The standard form of a hyperbola's equation is essential when dealing with this type of conic section. It's a specific structure that provides clarity on the hyperbola's orientation and dimensions.

• The general standard form for a hyperbola is: \[ \frac{(y - k)^2}{a^2} - \frac{(x - h)^2}{b^2} = 1 \] or \[ \frac{(x - h)^2}{a^2} - \frac{(y - k)^2}{b^2} = 1 \].
• The choice between these forms depends on whether the transverse axis is parallel to the y-axis or the x-axis.
• For a hyperbola, the right side of the equation is always 1. This differentiates it from ellipses, which also have similar forms but differ in structure.
• When an equation of a hyperbola is given, it's common to first rearrange and simplify it before dividing by the constant to achieve the standard form.

In the exercise provided, after completing the square and simplification, the hyperbola's equation became \[ \frac{(y+4)^2}{3} - x^2 = 1 \], illustrating that the transverse axis is parallel to the y-axis.

Vertices of a hyperbola are specific points where the curve intersects its transverse axis. Recognizing them helps to better understand the shape and dimensions of the hyperbola.

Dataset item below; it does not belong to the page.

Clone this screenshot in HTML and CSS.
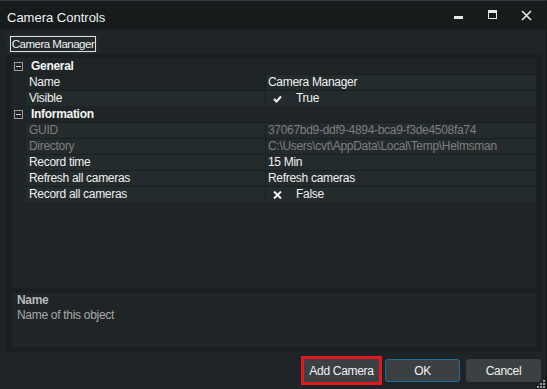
FILE: index.html
```html
<!DOCTYPE html>
<html lang="en">
<head>
  <meta charset="UTF-8" />
  <title>Camera Controls</title>
  <link rel="stylesheet" href="styles.css">
</head>
<body>
  <div class="window">
    <!-- Title bar -->
    <div class="titlebar">
      <span class="title">Camera Controls</span>
      <div class="caption-buttons">
        <svg class="caption-btn" width="34" height="29" viewBox="0 0 34 29">
          <rect x="12" y="16" width="9" height="3" fill="#e8e8e8" />
        </svg>
        <svg class="caption-btn" width="34" height="29" viewBox="0 0 34 29">
          <rect x="12.5" y="10.5" width="8" height="8" fill="none" stroke="#e8e8e8" />
          <rect x="12" y="10" width="9" height="3" fill="#e8e8e8" />
        </svg>
        <svg class="caption-btn" width="34" height="29" viewBox="0 0 34 29">
          <path d="M12 11 L21 20 M21 11 L12 20" stroke="#e8e8e8" stroke-width="1.6" />
        </svg>
      </div>
    </div>

    <div class="client">
      <div class="tabs">
        <div class="tab"><span class="tab-label">Camera Manager</span></div>
      </div>

      <div class="tab-page">
        <div class="grid">
          <div class="category"><span class="toggle"></span>General</div>
          <div class="row">
            <div class="cells">
              <div class="label selected">Name</div>
              <div class="value">Camera Manager</div>
            </div>
          </div>
          <div class="row">
            <div class="cells">
              <div class="label">Visible</div>
              <div class="value">
                <svg class="glyph" width="9" height="8" viewBox="0 0 9 8">
                  <path d="M1 4 L3.5 6.5 L8 1.5" fill="none" stroke="#f0f0f0" stroke-width="2" />
                </svg>True
              </div>
            </div>
          </div>
          <div class="category"><span class="toggle"></span>Information</div>
          <div class="row disabled">
            <div class="cells">
              <div class="label">GUID</div>
              <div class="value">37067bd9-ddf9-4894-bca9-f3de4508fa74</div>
            </div>
          </div>
          <div class="row disabled">
            <div class="cells">
              <div class="label">Directory</div>
              <div class="value">C:\Users\cvt\AppData\Local\Temp\Helmsman</div>
            </div>
          </div>
          <div class="row">
            <div class="cells">
              <div class="label">Record time</div>
              <div class="value">15 Min</div>
            </div>
          </div>
          <div class="row">
            <div class="cells">
              <div class="label">Refresh all cameras</div>
              <div class="value">Refresh cameras</div>
            </div>
          </div>
          <div class="row">
            <div class="cells">
              <div class="label">Record all cameras</div>
              <div class="value">
                <svg class="glyph" width="9" height="8" viewBox="0 0 9 8">
                  <path d="M1 0.5 L8 7.5 M8 0.5 L1 7.5" stroke="#f0f0f0" stroke-width="2" />
                </svg>False
              </div>
            </div>
          </div>
        </div>

        <div class="help">
          <div class="help-title">Name</div>
          <div class="help-text">Name of this object</div>
        </div>
      </div>

      <div class="buttons">
        <button class="btn highlighted">Add Camera</button>
        <button class="btn btn-default">OK</button>
        <button class="btn">Cancel</button>
      </div>
    </div>

    <svg class="grip" width="8" height="8" viewBox="0 0 8 8">
      <rect x="6" y="0" width="2" height="2" fill="#9a9a9a" />
      <rect x="3" y="3" width="2" height="2" fill="#9a9a9a" />
      <rect x="6" y="3" width="2" height="2" fill="#9a9a9a" />
      <rect x="0" y="6" width="2" height="2" fill="#9a9a9a" />
      <rect x="3" y="6" width="2" height="2" fill="#9a9a9a" />
      <rect x="6" y="6" width="2" height="2" fill="#9a9a9a" />
    </svg>
  </div>
</body>
</html>
```

FILE: styles.css
```css
body {
  margin: 0;
  padding: 0;
  background-color: #1e2426;
  font-family: 'Liberation Sans', Arial, sans-serif;
  font-size: 12px;
  color: #f0f0f0;
  overflow: hidden;
}

.window {
  position: relative;
  width: 547px;
  height: 389px;
  box-sizing: border-box;
  border-top: 1px solid #34383a;
  border-right: 1px solid #15191a;
  display: flex;
  flex-direction: column;
  background-color: #1e2426;
}

.titlebar {
  height: 28px;
  background-color: #161b1c;
  display: flex;
  align-items: center;
  justify-content: space-between;
  padding-left: 7px;
}

.title {
  font-size: 13px;
  color: #f2f2f2;
  margin-top: 4px;
}

.caption-buttons {
  display: flex;
  align-self: flex-start;
  margin-top: -1px;
  margin-right: 2px;
}

.caption-btn {
  display: block;
}

.client {
  flex: 1;
  display: flex;
  flex-direction: column;
  padding: 0 5px 0 7px;
}

.tabs {
  height: 25px;
  display: flex;
  align-items: flex-end;
}

.tab {
  width: 92px;
  height: 20px;
  background-color: #232a2c;
  display: flex;
  align-items: center;
  justify-content: center;
}

.tab-label {
  border: 1px solid #e2e2e2;
  padding: 0 1px;
  font-size: 11.5px;
  line-height: 14px;
  white-space: nowrap;
  letter-spacing: -0.5px;
}

.tab-page {
  height: 298px;
  box-sizing: border-box;
  background-color: #191e1f;
  padding: 4px 5px 5px 5px;
  display: flex;
  flex-direction: column;
  gap: 5px;
}

.grid {
  height: 230px;
  background-color: #1f2527;
  letter-spacing: -0.3px;
}

.category {
  height: 16px;
  display: flex;
  align-items: center;
  font-weight: bold;
  color: #f5f5f5;
}

.toggle {
  position: relative;
  width: 7px;
  height: 7px;
  border: 1px solid #9c9c9c;
  margin: 0 8px 0 2px;
}

.toggle::after {
  content: '';
  position: absolute;
  left: 1px;
  top: 3px;
  width: 5px;
  height: 1px;
  background-color: #d0d0d0;
}

.row {
  height: 16px;
  padding-left: 14px;
}

.cells {
  height: 16px;
  box-sizing: border-box;
  padding-top: 1px;
  display: flex;
  gap: 1px;
  background-color: #1a1f21;
}

.label,
.value {
  height: 15px;
  line-height: 15px;
  background-color: #242b2d;
  white-space: nowrap;
  overflow: hidden;
}

.label {
  width: 239px;
  padding-left: 3px;
  box-sizing: border-box;
}

.label.selected {
  background-color: #1f2527;
}

.value {
  flex: 1;
  padding-left: 2px;
  display: flex;
  align-items: center;
}

.glyph {
  margin: 0 14px 0 5px;
}

.disabled .label,
.disabled .value {
  color: #7e7e7e;
}

.help {
  flex: 1;
  background-color: #1f2527;
  padding: 0 5px;
  letter-spacing: -0.3px;
}

.help-title {
  font-weight: bold;
  color: #b8b8b8;
  line-height: 14px;
}

.help-text {
  color: #a9a9a9;
  line-height: 17px;
}

.buttons {
  display: flex;
  justify-content: flex-end;
  gap: 6px;
  padding-top: 7px;
}

.btn {
  width: 75px;
  height: 23px;
  background-color: #3b4043;
  border: 1px solid #3b4043;
  border-radius: 3px;
  color: #f2f2f2;
  font-family: 'Liberation Sans', Arial, sans-serif;
  font-size: 12px;
  letter-spacing: -0.3px;
  padding: 0;
}

.btn-default {
  border-color: #1f6f98;
}

.highlighted {
  border-radius: 0;
  outline: 3px solid #e3171f;
  outline-offset: 0;
}

.grip {
  position: absolute;
  right: 1px;
  bottom: 1px;
}
```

• From the standard form \[ \frac{(y - k)^2}{a^2} - \frac{(x - h)^2}{b^2} = 1 \], the vertices are found \(a\) units away from the center along the transverse axis.
• In this problem, the equation \[ \frac{(y+4)^2}{3} - x^2 = 1 \] indicates that the center is at \( (0, -4) \) and the transverse axis is vertical since the y-term comes first.
• Since \( a^2 = 3 \), we have \( a = \sqrt{3} \).
• Thus, the vertices are located at \( (0, -4 + \sqrt{3}) \) and \( (0, -4 - \sqrt{3}) \).

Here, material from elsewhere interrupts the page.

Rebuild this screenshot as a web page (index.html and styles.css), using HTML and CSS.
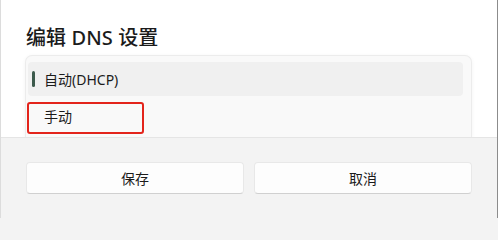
FILE: index.html
```html
<!DOCTYPE html>
<html lang="zh-CN">
<head>
<meta charset="utf-8">
<title>编辑 DNS 设置</title>
<link rel="stylesheet" href="styles.css">
</head>
<body>
<div class="dialog">
  <div class="dialog-body">
    <h1 class="title">编辑 DNS 设置</h1>
    <div class="flyout">
      <div class="item selected"><span class="accent"></span>自动(DHCP)</div>
      <div class="item">手动<span class="mark"></span></div>
    </div>
  </div>
  <div class="footer">
    <button class="btn">保存</button>
    <button class="btn">取消</button>
  </div>
</div>
</body>
</html>
```
FILE: styles.css
```css
html, body {
  margin: 0;
  padding: 0;
  background: #f3f3f3;
}
body {
  width: 498px;
  font-family: "Segoe UI", "Noto Sans", "Noto Sans CJK SC", sans-serif;
  color: #1b1b1b;
}
.dialog {
  width: 498px;
  height: 218px;
  box-sizing: border-box;
  border-left: 1px solid #dcdcdc;
  border-right: 1px solid #8c8c8c;
  display: flex;
  flex-direction: column;
  background: #ffffff;
}
.dialog-body {
  padding: 24px 25px 0 24px;
  height: 137px;
  box-sizing: border-box;
}
.title {
  margin: 0 0 0 1px;
  font-size: 20px;
  line-height: 28px;
  font-weight: 500;
  letter-spacing: 0.1px;
}
.flyout {
  margin-top: 3px;
  height: 82px;
  box-sizing: border-box;
  background: #f9f9f9;
  border: 1px solid #ececec;
  border-bottom: none;
  border-radius: 7px 7px 0 0;
  padding: 6px 8px 0 2px;
  box-shadow: 0 1px 4px rgba(0,0,0,0.05);
  display: flex;
  flex-direction: column;
  gap: 3px;
}
.item {
  position: relative;
  height: 34px;
  display: flex;
  align-items: center;
  padding-left: 16px;
  font-size: 14px;
  border-radius: 4px;
}
.item.selected {
  background: #f0f0f0;
}
.accent {
  position: absolute;
  left: 4px;
  top: 9px;
  width: 3px;
  height: 16px;
  border-radius: 2px;
  background: #3c5a4c;
}
.mark {
  position: absolute;
  left: -1px;
  top: 3px;
  width: 117px;
  height: 32px;
  box-sizing: border-box;
  border: 2px solid #e3241b;
  border-radius: 3px;
}
.footer {
  flex: 1;
  background: #f3f3f3;
  border-top: 1px solid #e5e5e5;
  padding: 24px 25px 0 25px;
  display: grid;
  grid-template-columns: 1fr 1fr;
  column-gap: 10px;
  align-content: start;
}
.btn {
  height: 32px;
  background: #fdfdfd;
  border: 1px solid #e8e8e8;
  border-bottom-color: #d0d0d0;
  border-radius: 4px;
  font-family: "Segoe UI", "Noto Sans", "Noto Sans CJK SC", sans-serif;
  font-size: 14px;
  color: #1b1b1b;
  padding: 0;
}
```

Knowing the vertices' location helps sketch the hyperbola's shape and indicates the extent of its "opening."

Completing the square is a fundamental technique used to transform quadratic expressions into a perfect square trinomial. This conversion helps in simplifying expressions to either solve or rearrange equations.

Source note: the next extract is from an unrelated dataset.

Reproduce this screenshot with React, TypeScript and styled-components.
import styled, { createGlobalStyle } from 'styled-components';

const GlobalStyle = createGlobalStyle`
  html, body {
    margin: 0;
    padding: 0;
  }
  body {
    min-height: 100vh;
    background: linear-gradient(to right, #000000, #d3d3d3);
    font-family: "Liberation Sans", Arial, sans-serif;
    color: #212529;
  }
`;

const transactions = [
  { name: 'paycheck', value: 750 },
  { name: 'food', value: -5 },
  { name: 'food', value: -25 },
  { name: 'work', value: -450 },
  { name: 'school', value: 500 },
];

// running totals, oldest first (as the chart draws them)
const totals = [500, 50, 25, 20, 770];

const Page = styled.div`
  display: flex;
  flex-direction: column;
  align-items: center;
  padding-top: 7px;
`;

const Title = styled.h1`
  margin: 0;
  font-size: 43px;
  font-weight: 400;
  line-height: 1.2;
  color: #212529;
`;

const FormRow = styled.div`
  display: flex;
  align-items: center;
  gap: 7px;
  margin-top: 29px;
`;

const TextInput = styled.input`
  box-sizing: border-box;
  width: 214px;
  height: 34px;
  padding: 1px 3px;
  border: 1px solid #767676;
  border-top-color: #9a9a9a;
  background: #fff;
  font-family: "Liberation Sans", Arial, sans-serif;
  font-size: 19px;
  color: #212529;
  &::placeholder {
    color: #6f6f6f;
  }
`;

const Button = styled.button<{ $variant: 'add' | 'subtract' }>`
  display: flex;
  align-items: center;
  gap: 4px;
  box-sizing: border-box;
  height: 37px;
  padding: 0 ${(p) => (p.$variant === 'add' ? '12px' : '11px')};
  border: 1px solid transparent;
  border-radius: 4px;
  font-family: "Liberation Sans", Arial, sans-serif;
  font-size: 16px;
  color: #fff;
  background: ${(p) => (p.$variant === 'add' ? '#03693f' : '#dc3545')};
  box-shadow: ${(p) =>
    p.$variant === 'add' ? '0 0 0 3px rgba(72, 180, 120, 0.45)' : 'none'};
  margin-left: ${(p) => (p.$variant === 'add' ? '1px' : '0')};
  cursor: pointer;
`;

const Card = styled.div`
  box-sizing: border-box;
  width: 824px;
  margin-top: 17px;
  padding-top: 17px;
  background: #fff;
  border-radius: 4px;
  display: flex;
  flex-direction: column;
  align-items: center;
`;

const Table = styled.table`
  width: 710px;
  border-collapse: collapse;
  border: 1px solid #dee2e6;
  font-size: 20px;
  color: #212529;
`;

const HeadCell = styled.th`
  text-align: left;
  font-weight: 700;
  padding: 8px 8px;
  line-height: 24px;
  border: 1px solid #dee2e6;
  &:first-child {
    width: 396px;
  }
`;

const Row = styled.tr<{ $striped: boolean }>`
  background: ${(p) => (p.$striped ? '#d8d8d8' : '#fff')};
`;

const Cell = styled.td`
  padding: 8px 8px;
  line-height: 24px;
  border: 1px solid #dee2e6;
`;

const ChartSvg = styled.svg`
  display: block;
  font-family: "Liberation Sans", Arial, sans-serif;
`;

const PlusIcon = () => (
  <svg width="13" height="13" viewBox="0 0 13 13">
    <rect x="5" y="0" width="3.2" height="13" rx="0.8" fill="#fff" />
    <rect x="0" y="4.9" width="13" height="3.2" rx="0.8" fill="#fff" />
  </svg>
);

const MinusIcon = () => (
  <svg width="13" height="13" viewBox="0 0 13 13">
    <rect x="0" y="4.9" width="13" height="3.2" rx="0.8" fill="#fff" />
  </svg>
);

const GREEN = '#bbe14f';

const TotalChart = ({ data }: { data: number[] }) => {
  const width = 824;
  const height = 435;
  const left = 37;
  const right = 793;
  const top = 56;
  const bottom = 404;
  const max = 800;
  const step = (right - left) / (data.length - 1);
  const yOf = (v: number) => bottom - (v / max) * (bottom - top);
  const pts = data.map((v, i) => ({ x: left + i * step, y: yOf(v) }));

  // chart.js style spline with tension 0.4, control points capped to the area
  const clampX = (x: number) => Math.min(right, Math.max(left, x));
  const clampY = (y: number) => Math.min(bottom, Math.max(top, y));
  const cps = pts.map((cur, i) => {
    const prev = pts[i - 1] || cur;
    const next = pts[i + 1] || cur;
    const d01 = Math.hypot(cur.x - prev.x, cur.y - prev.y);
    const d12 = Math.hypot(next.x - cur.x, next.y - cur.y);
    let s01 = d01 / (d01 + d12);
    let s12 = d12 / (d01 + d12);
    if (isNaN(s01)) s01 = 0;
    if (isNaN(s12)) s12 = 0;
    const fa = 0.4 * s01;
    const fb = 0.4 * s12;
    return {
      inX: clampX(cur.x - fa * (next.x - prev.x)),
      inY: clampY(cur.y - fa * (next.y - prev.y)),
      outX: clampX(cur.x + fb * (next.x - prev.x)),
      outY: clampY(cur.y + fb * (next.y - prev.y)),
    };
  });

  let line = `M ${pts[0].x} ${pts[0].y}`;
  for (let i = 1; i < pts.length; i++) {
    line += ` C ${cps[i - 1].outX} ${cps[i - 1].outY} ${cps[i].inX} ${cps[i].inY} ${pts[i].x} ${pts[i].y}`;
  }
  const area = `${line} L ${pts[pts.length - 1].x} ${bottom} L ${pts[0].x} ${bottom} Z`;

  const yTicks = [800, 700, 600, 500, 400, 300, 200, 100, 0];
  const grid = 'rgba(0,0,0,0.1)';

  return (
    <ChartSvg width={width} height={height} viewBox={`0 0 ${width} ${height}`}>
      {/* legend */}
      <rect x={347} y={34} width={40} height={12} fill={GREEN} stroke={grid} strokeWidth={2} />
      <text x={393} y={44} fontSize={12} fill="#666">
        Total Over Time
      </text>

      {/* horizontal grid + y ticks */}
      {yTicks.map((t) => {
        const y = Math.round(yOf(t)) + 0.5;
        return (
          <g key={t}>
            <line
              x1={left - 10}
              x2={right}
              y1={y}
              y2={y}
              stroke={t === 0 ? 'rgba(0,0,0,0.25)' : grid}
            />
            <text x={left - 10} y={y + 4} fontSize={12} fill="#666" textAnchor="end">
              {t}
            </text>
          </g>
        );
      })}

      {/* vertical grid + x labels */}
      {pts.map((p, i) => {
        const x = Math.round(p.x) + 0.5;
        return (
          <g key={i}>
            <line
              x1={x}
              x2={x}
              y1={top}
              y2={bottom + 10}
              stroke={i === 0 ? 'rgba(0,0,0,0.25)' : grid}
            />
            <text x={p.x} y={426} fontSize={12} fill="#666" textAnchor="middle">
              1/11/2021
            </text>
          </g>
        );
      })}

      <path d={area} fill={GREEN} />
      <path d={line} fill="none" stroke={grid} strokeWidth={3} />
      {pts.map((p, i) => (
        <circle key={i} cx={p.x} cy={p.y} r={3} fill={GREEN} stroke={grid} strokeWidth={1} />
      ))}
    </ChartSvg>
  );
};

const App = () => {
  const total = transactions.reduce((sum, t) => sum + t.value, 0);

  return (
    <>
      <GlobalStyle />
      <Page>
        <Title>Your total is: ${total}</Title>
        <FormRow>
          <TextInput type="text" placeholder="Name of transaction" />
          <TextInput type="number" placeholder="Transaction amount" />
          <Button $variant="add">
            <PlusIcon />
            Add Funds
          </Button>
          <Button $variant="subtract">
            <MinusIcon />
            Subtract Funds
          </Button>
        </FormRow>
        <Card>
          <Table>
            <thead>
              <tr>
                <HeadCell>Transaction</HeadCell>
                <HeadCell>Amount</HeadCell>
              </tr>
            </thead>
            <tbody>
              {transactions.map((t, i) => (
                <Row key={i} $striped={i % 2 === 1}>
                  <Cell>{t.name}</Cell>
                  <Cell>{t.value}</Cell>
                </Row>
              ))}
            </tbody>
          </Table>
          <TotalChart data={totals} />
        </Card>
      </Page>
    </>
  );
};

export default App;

• This method is particularly handy when dealing with conic sections like circles, ellipses, and hyperbolas.
• For the quadratic expression \( y^2 + 8y \), the procedure involves taking half of the coefficient of \( y \) (which is 8), squaring it (resulting in 16), and then adding and subtracting this value in the expression: \( y^2 + 8y + 16 - 16 \).
• The expression can then be rewritten as a square: \( (y + 4)^2 - 16 \).
• This makes it possible to easily manipulate the quadratic into a form that relates to the conic section in question, which is crucial for rewriting equations into their standard forms.

By mastering this technique, you'll have a reliable tool for transforming and understanding the equations of various shapes.